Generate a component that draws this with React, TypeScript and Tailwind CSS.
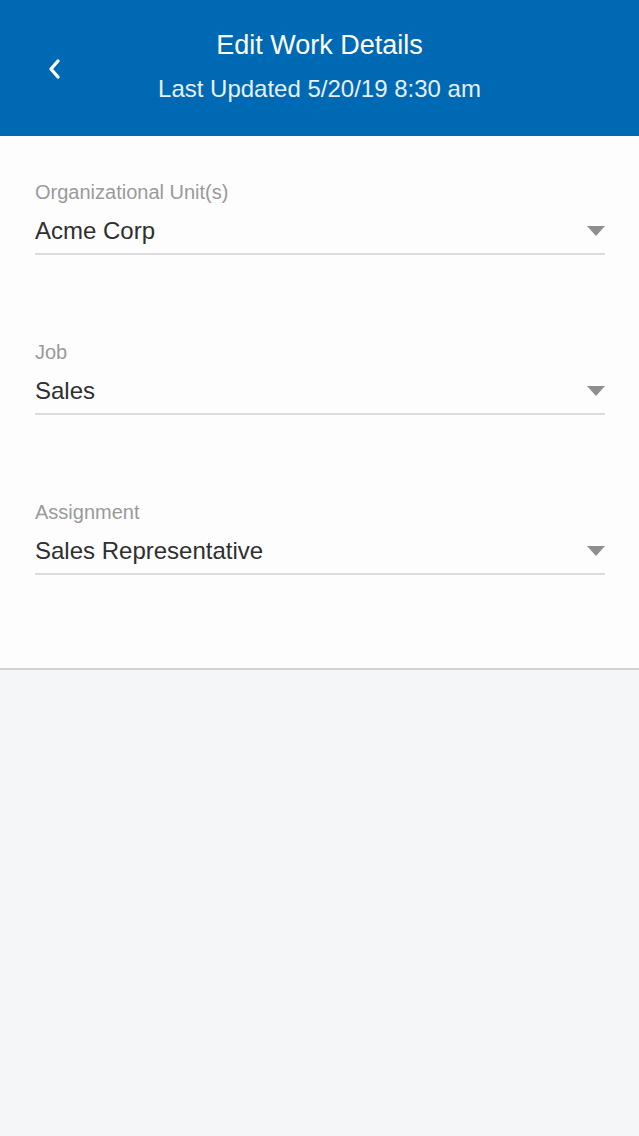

_ _ _ _

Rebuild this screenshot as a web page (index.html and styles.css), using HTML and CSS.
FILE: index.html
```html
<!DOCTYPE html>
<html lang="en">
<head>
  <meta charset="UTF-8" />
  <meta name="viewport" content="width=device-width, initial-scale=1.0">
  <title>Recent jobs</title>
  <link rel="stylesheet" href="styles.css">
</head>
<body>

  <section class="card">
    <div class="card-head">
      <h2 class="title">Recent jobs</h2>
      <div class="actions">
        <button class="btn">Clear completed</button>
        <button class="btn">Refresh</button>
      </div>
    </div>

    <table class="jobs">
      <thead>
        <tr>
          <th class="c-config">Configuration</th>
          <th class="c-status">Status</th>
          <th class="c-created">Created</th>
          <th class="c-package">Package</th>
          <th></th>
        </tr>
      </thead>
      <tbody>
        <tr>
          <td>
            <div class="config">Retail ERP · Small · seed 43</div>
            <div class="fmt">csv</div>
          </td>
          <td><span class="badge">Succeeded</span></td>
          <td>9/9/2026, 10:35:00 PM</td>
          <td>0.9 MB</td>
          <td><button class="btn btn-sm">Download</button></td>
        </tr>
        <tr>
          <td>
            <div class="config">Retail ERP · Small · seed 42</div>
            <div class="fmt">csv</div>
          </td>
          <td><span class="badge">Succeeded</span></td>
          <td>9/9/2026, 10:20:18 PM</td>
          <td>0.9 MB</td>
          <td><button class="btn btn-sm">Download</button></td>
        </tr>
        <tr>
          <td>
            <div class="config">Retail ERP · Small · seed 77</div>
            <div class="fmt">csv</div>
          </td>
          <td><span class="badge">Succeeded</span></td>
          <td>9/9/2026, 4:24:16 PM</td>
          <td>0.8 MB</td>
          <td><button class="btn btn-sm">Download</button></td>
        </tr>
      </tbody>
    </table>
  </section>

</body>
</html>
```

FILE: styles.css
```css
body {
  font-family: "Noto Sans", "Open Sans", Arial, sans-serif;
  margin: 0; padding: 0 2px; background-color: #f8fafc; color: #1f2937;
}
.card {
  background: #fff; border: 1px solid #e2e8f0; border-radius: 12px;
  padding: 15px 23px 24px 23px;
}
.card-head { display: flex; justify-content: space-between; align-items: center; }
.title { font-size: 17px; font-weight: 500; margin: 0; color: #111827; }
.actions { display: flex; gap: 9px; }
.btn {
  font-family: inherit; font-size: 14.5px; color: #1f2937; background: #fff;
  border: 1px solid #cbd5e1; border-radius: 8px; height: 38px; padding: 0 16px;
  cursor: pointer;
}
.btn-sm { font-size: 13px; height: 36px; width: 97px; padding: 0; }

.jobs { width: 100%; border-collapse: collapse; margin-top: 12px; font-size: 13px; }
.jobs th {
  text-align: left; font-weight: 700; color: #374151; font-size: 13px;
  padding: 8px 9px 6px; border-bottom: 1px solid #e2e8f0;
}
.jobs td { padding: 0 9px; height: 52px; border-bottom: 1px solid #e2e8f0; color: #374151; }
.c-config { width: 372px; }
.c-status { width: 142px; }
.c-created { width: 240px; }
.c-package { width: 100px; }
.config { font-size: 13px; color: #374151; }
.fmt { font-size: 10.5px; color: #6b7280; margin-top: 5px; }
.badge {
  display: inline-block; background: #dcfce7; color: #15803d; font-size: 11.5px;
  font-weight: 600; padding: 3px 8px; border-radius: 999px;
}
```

_ _ _ _

**Short problem:** Lines that hold the word "index" are the ones to return, every one of them.

**Task solution:**
Rebuild this screenshot as a web page (index.html and styles.css), using HTML and CSS.
FILE: index.html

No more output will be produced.